Performed by Zukeh Freeman (Kenny) & Darnell Morris (Anthony).
A domestic comedy full of zingers about masculinity and the gendered child-rearing that enforces it. Two married gay fathers of a four-year-old named Jaden bicker about what toys to buy for their boy’s birthday—whether very typically masculine toys, as the more softer-seeming dad wants, or whether more typically girl toys like dolls, as the tougher-seeming dad knows is that Jaden really wants. (I wrote admiringly of this savvy script when it was performed in May in ACT’s 24/7. Having now seen it again, I appreciate Sharpe’s comedic takedown of manhood even more. In my book, Sex/Toys is a classic.)
Don’t Just Play With It!
Performed by Juan Raheem (Trade) & Raquis Da’Juan Petree (Weldon).
An older man and a younger man he met for sex online are alone somewhere in the woods. The sexually repressed older man is about to be victimized by a hustler, a thug who taunts him cruelly and intimidates him into sucking his dick. The tense turnabout ending is abrupt—and gives the title More Than a Mouthful… shocking bite.
Narrators: Gregory Ford and Monte J. Wolfe.

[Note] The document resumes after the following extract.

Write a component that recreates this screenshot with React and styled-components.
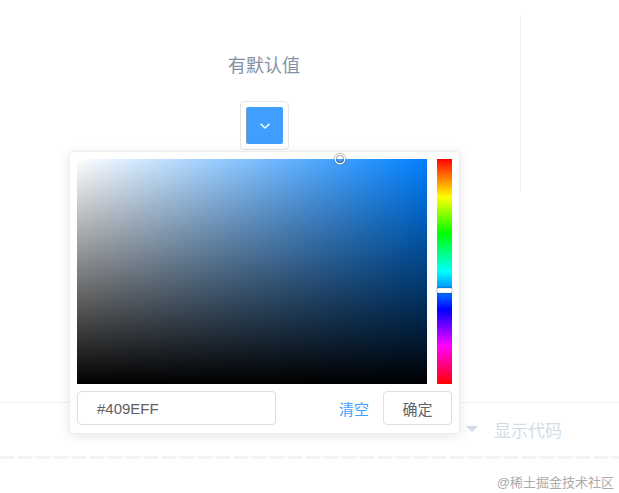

Alan Sharpe’s outstanding body of work has found a fan base that was represented at this program with evident enthusiasm. Audience engagement was off the charts. Each twist of each story line, each tightly crafted punch line, elicited audible enjoyment, astonishment, empathy, or affirmation. Sharpe said by way of introduction that twenty-five years ago he set out to create theater in a niche underrepresented on the DC stage: the black and gay experience. He has mined and mastered that story source and more. He has raised the bar for socially conscious plays that crackle with zingers, are peopled with quirky but totally believable characters, and play at a zippy pace. He’s doing something that to my knowledge no one else in town does, and Sharpe’s growing fan base seems to recognize—correctly, I think—that taken together his short small-cast plays actually contain multitudes.
Running Time: Approximately two hours, with no intermission.